Heraclitus uses the word ἁρμονίη (harmony) to mean a sort of concordant, satisfying and purposeful fitting together. The most beautiful harmony comes about when things are in conflict: as in music, a dissonance makes the harmony beautiful, in contrast to the bland aural goop of continuous consonance. Only by becoming conscious of the hidden harmony in the universe — change through an unending process of the fitting together of conflict, opposition and strife — can one comprehend the paradox that the apparently disjointed and diverse appearance of things is actually a unified whole - the eternal logos.

The hidden harmony is superior[53] to the visible. (B54)

53 kreitton (κρείττων) = stronger, more desirable.

How does one become conscious of such hidden logos-related things?

As we have seen, Heraclitus believed most people don't develop such awareness. Instead they act as if isolated, asleep or ignorant.

But although the logos is common, most people live as though they possess a private purpose[7]. (B2 - second sentence)

7 phronesis (φρόνησις)—Alternative definitions of this word, such as 'to strive', 'to decide' and 'to intend', suggest "knowledge related to action." See Jaeger, p.460

For those awake there is one common world; but for those sleeping each deserts into a private world. (B89)
Those listening without understanding are like the deaf. The saying bears witness to them: absent while being present. (B34)

Nor did he believe learning and study help with the acquisition of such a rarefied and enlightened point of view.

Most people do not comprehend[16] however they encounter such things, nor do they understand what they learn; they believe only themselves. (B17)

16 ou gar phroneousi (οὐ γὰρ φρονέουσι)—see footnote 7.

Rather, he preferred direct experience (over academic learning) and deep self reflection as complementary ways to perceive the eternal logos.

Eyes are more accurate witnesses than ears. (B101a)
I searched for myself. (B101)
To be of sound mind[107] is the greatest excellence and wisdom; to speak and act with truth, detecting things according to their nature[108]. (B112)

107 sophronein (σωφρονεῖν) = to be temperate, discreet, to show self-control. This is a cognate with phronesis.

108 phusin (φύσιν) = natural qualities, constitution, condition.

All people are able to know themselves and to learn self-control[112]. (B116)

112 sophronein (σωφρονεῖν)—cf. footnote 107.

The soul is a law that increases its own power. (B115)

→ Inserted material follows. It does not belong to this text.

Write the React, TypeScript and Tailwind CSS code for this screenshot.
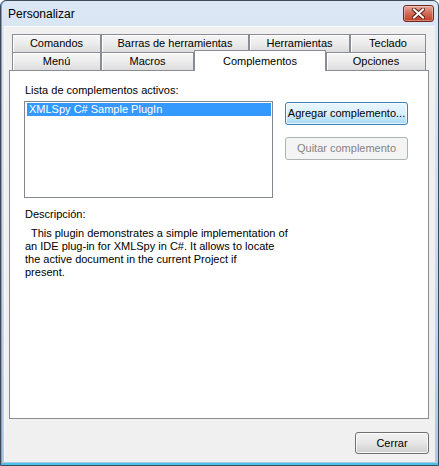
const font = "font-['Tahoma','Liberation_Sans',Arial,sans-serif]";

const tabIdle =
  "flex items-center justify-center border-t border-l border-r border-[#898c95] bg-gradient-to-b from-[#f6f6f6] via-[#ececec] to-[#dcdcdc] shadow-[inset_1px_1px_0_#ffffff] text-[11px] text-black";

function CloseButton() {
  return (
    <div className="flex h-[17px] w-[31px] items-center justify-center rounded-[3px] border border-[#6d2a22] bg-gradient-to-b from-[#e6a597] via-[#d26a55] to-[#c13c22] shadow-[inset_0_0_0_1px_rgba(255,255,255,0.35)]">
      <svg width="13" height="11" viewBox="0 0 13 11">
        <path d="M2 1.5 L11 9.5 M11 1.5 L2 9.5" stroke="#5a2018" strokeWidth="4" strokeLinecap="square" />
        <path d="M2 1.5 L11 9.5 M11 1.5 L2 9.5" stroke="#ffffff" strokeWidth="2" strokeLinecap="square" />
      </svg>
    </div>
  );
}

export default function App() {
  return (
    <div className={`${font} h-[466px] w-[439px] overflow-hidden`}>
      <div className="flex h-full w-full flex-col rounded-t-[6px] border border-[#3c4a5c] bg-gradient-to-b from-[#dbe7f5] via-[#cddcef] to-[#a9c9ea] shadow-[inset_1px_0_0_#6aa6dc,inset_0_-2px_0_#4cc3e6]">
        {/* title bar */}
        <div className="flex h-[25px] shrink-0 items-start justify-between pl-[7px] pr-[4px] pt-[4px]">
          <span className="pt-[1px] text-[12px] leading-[16px] text-black font-['Liberation_Sans',Arial,sans-serif]">Personalizar</span>
          <CloseButton />
        </div>

        {/* client area */}
        <div className="mx-[3px] mb-[3px] flex flex-1 flex-col border-l border-t border-[#f7f9fc] bg-[#f0f0f0] pl-[4px] pr-[4px] pt-[7px]">
          {/* tab strip */}
          <div className="ml-[3px] flex h-[18px]">
            <div className={`${tabIdle} h-[18px] w-[89px]`}>Comandos</div>
            <div className={`${tabIdle} h-[18px] w-[148px]`}>Barras de herramientas</div>
            <div className={`${tabIdle} h-[18px] w-[101px]`}>Herramientas</div>
            <div className={`${tabIdle} h-[18px] w-[76px]`}>Teclado</div>
          </div>
          <div className="ml-[3px] flex h-[18px] items-start">
            <div className={`${tabIdle} h-[18px] w-[89px]`}>Menú</div>
            <div className={`${tabIdle} h-[18px] w-[93px]`}>Macros</div>
            <div className="relative z-10 -mt-[2px] flex h-[21px] w-[132px] items-start justify-center border-l border-r border-t border-[#898c95] bg-white pt-[2px] text-[11px] text-black">
              Complementos
            </div>
            <div className={`${tabIdle} h-[18px] w-[100px]`}>Opciones</div>
          </div>

          {/* tab page */}
          <div className="h-[349px] w-[420px] border border-[#898c95] bg-white pl-[14px] pt-[13px] text-[11px] leading-[13px] text-black">
            <div className="pl-[1px]">Lista de complementos activos:</div>
            <div className="mt-[4px] flex items-start">
              <div className="h-[97px] w-[249px] border border-[#828790] bg-white p-[1px]">
                <div className="ml-[1px] h-[13px] bg-[#3399ff] pl-[2px] text-[11px] leading-[13px] text-white">
                  XMLSpy C# Sample PlugIn
                </div>
              </div>
              <div className="ml-[12px] mt-[1px] flex flex-col gap-[12px]">
                <button className="h-[23px] w-[123px] rounded-[3px] border border-[#3c7fb1] bg-gradient-to-b from-[#eaf6fd] via-[#d9f0fc] to-[#a7d9f5] text-[11px] text-black shadow-[inset_0_0_0_1px_rgba(255,255,255,0.7)]">
                  Agregar complemento...
                </button>
                <button className="h-[23px] w-[123px] rounded-[3px] border border-[#adb2b5] bg-[#f4f4f4] text-[11px] text-[#838383]">
                  Quitar complemento
                </button>
              </div>
            </div>
            <div className="mt-[10px] pl-[1px]">Descripción:</div>
            <div className="mt-[6px] pl-[1px]">
              <div className="whitespace-pre">{"  This plugin demonstrates a simple implementation of"}</div>
              <div>an IDE plug-in for XMLSpy in C#. It allows to locate</div>
              <div>the active document in the current Project if</div>
              <div>present.</div>
            </div>
          </div>

          {/* footer */}
          <div className="mt-[13px] flex justify-end pr-[2px]">
            <button className="h-[22px] w-[74px] rounded-[3px] border border-[#707070] bg-gradient-to-b from-[#f2f2f2] via-[#e6e6e6] to-[#cfcfcf] text-[11px] text-black shadow-[inset_0_0_0_1px_rgba(255,255,255,0.8)]">
              Cerrar
            </button>
          </div>
        </div>
      </div>
    </div>
  );
}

When learning by listening to another (fragment 17), one often does not hear (comprehend) what they are saying. Rather, a direct encounter with the universe, through one's own eyes or because of one's own efforts, is preferable (fragments 101a and 101). When paired with a sound mind and disciplined soul (fragments 112 and 116) one understands the true nature of things. This is a self-transformative virtuous circle (fragment 115) that becomes more effective with more practise (like learning a musical instrument!). Direct experience and self-reflection — an immediate, lived and first-hand appreciation of the eternal logos — is how to encounter, understand, express and ultimately transcend the paradox of the unity of the universe in the face of apparent diversity and change.

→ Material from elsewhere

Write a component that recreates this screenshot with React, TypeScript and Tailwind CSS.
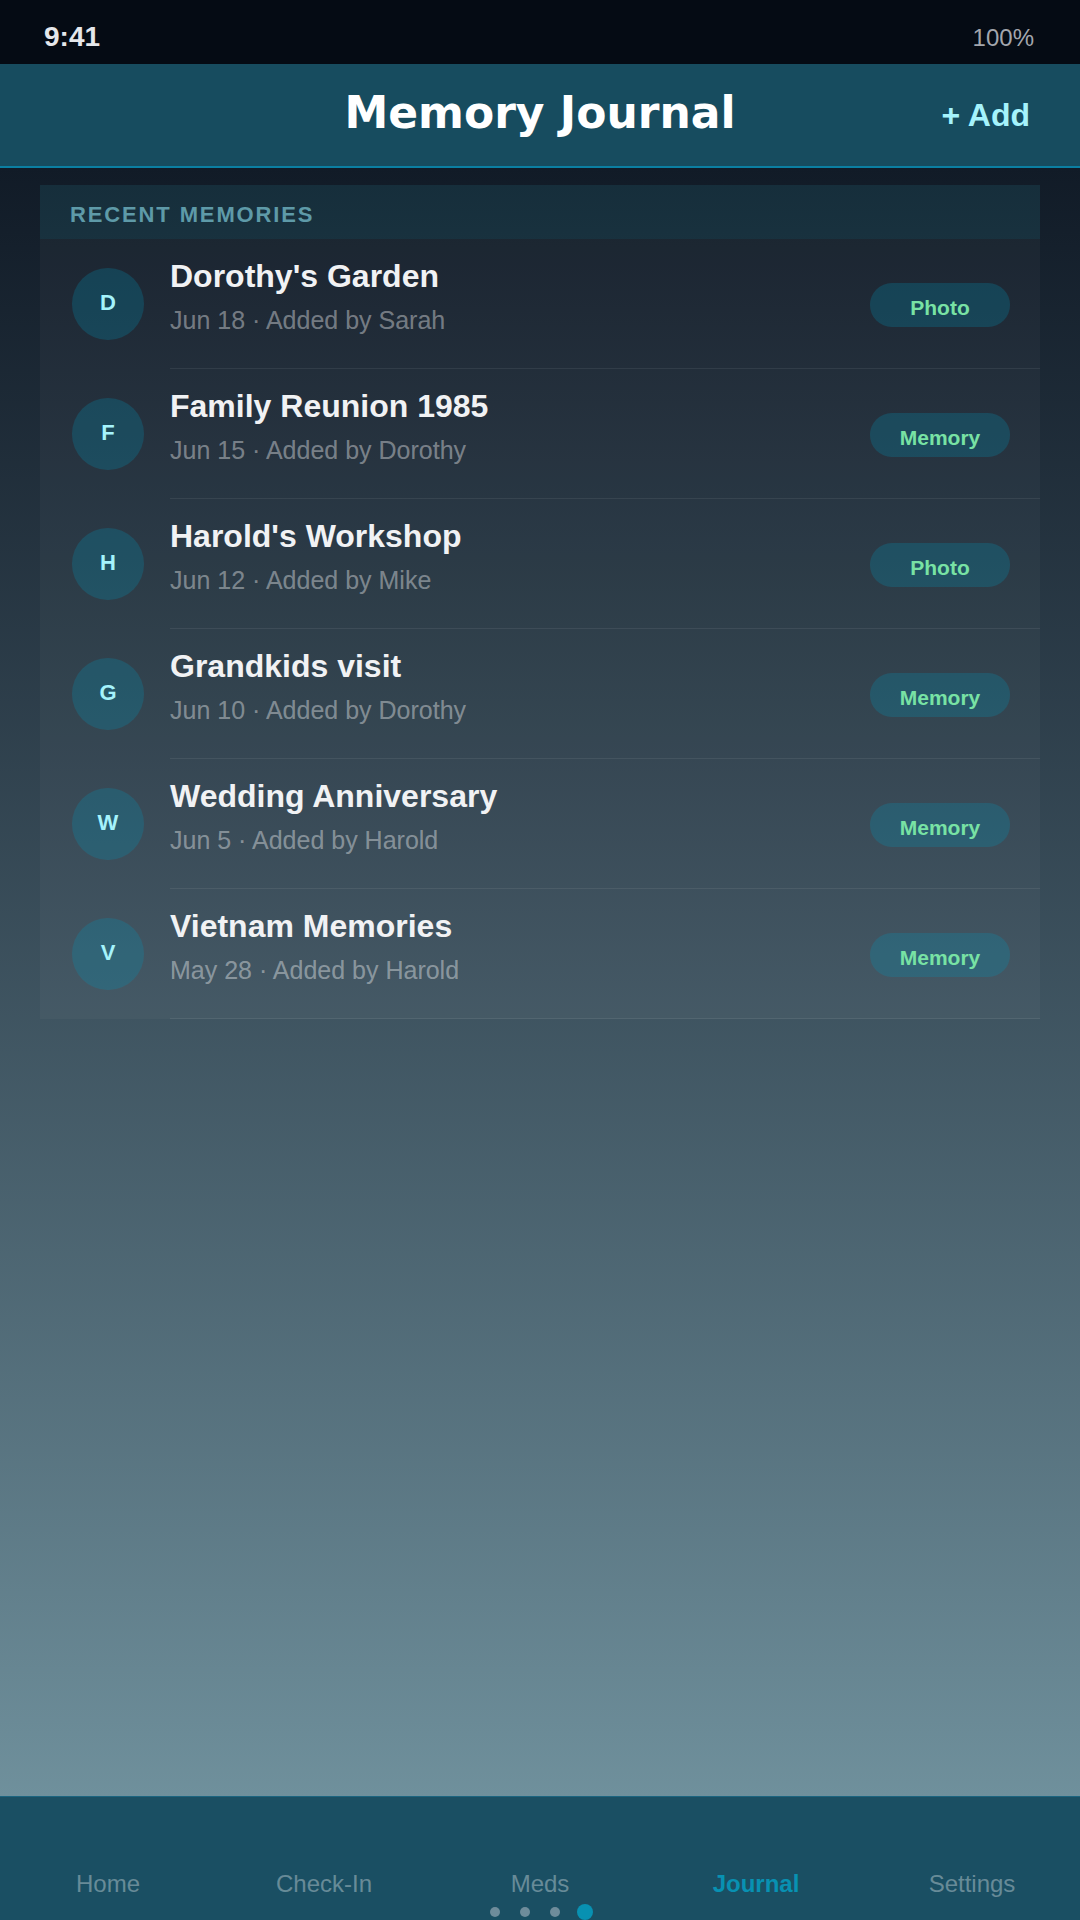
const memories = [
  { initial: "D", title: "Dorothy's Garden", date: "Jun 18", by: "Sarah", type: "Photo" },
  { initial: "F", title: "Family Reunion 1985", date: "Jun 15", by: "Dorothy", type: "Memory" },
  { initial: "H", title: "Harold's Workshop", date: "Jun 12", by: "Mike", type: "Photo" },
  { initial: "G", title: "Grandkids visit", date: "Jun 10", by: "Dorothy", type: "Memory" },
  { initial: "W", title: "Wedding Anniversary", date: "Jun 5", by: "Harold", type: "Memory" },
  { initial: "V", title: "Vietnam Memories", date: "May 28", by: "Harold", type: "Memory" },
];

const tabs = ["Home", "Check-In", "Meds", "Journal", "Settings"];

const App = () => {
  return (
    <div className="h-[1920px] w-[1080px] overflow-hidden flex flex-col bg-[#050b14] font-['Liberation_Sans',Arial,sans-serif]">
      {/* status bar */}
      <div className="h-16 shrink-0 flex items-baseline justify-between pt-[21px] pl-[44px] pr-[46px]">
        <span className="text-[28px] leading-8 font-bold text-[#e5e7eb]">9:41</span>
        <span className="text-[24px] leading-8 text-[#a3a6ad]">100%</span>
      </div>

      <header className="h-[104px] shrink-0 grid grid-cols-[1fr_auto_1fr] items-center bg-[#174c5f] border-b-2 border-[#0b7fa2]">
        <div />
        <h1 className="mb-1 font-['DejaVu_Sans',sans-serif] text-[44px] leading-none font-bold text-white">
          Memory Journal
        </h1>
        <button className="justify-self-end pr-[50px] text-[32px] leading-none font-bold text-[#a5f3fc]">
          + Add
        </button>
      </header>

      <main className="flex-1 px-10 pt-[17px] bg-linear-to-b from-[#111b27] to-[#6f909c]">
        <section className="bg-white/[0.03]">
          <h2 className="h-[54px] flex items-center pt-[5px] px-[30px] bg-cyan-600/10 text-[22px] font-bold tracking-[0.085em] text-[#5e9aa8]">
            RECENT MEMORIES
          </h2>
          {memories.map((m) => (
            <div key={m.title} className="flex h-[130px]">
              <div className="w-[130px] shrink-0 flex items-center pl-8">
                <div className="size-[72px] rounded-full pb-[3px] bg-cyan-600/25 flex items-center justify-center text-[22px] font-bold text-[#a5f3fc]">
                  {m.initial}
                </div>
              </div>
              <div className="flex-1 flex items-center justify-between border-b border-white/[0.07] pr-[30px]">
                <div className="self-start pt-[17px]">
                  <p className="text-[32px] leading-10 font-bold text-[#f1f2f4]">{m.title}</p>
                  <p className="mt-2 text-[25px] leading-8 text-white/40">
                    {m.date} · Added by {m.by}
                  </p>
                </div>
                <span className="mt-[3px] w-[140px] h-11 pt-[6px] rounded-full bg-cyan-600/25 flex items-center justify-center text-[21px] font-bold text-[#78e2a4]">
                  {m.type}
                </span>
              </div>
            </div>
          ))}
        </section>
      </main>

      <nav className="h-[124px] shrink-0 flex flex-col bg-[#1a4f63] border-t border-[#1c6580]">
        <div className="grid grid-cols-5 pt-[71px]">
          {tabs.map((t) => (
            <span
              key={t}
              className={
                t === "Journal"
                  ? "text-center text-[24px] leading-8 font-bold text-[#0891b2]"
                  : "text-center text-[24px] leading-8 text-white/35"
              }
            >
              {t}
            </span>
          ))}
        </div>
        <div className="mt-1 h-4 flex justify-center">
          {[0, 1, 2, 3].map((i) => (
            <div key={i} className="w-[30px] flex items-center justify-center">
              {i === 3 ? (
                <span className="size-4 rounded-full bg-[#0891b2]" />
              ) : (
                <span className="size-[10px] rounded-full bg-[#6e8c9b]" />
              )}
            </div>
          ))}
        </div>
      </nav>
    </div>
  );
};

export default App;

Heraclitus is a challenging philosopher: his writing forces us to engage in the self-reflection needed to make sense of our direct experience of the universe. In fact, we should work things out for ourselves and not rely on the teachings of others, perhaps explaining why he neither declares nor conceals, but shows by sign. Heraclitus points the way but expects us to make sense of the universe ourselves: a deeply challenging, subtle yet rewarding experience that appeals to very few. The ambiguous poetry of his words, the fragmentary and fractured organisation of his thoughts, and the playfully demonstrative crafting of his aphorisms ensures Heraclitus is a perennially intriguing, stimulating and relevant philosopher to those who are tuned in and receptive to his peculiar yet profound and transfiguring exploration of the universe.

For upon those who read the same words, thoughts and aphorisms, ever different reflections and responses will flow.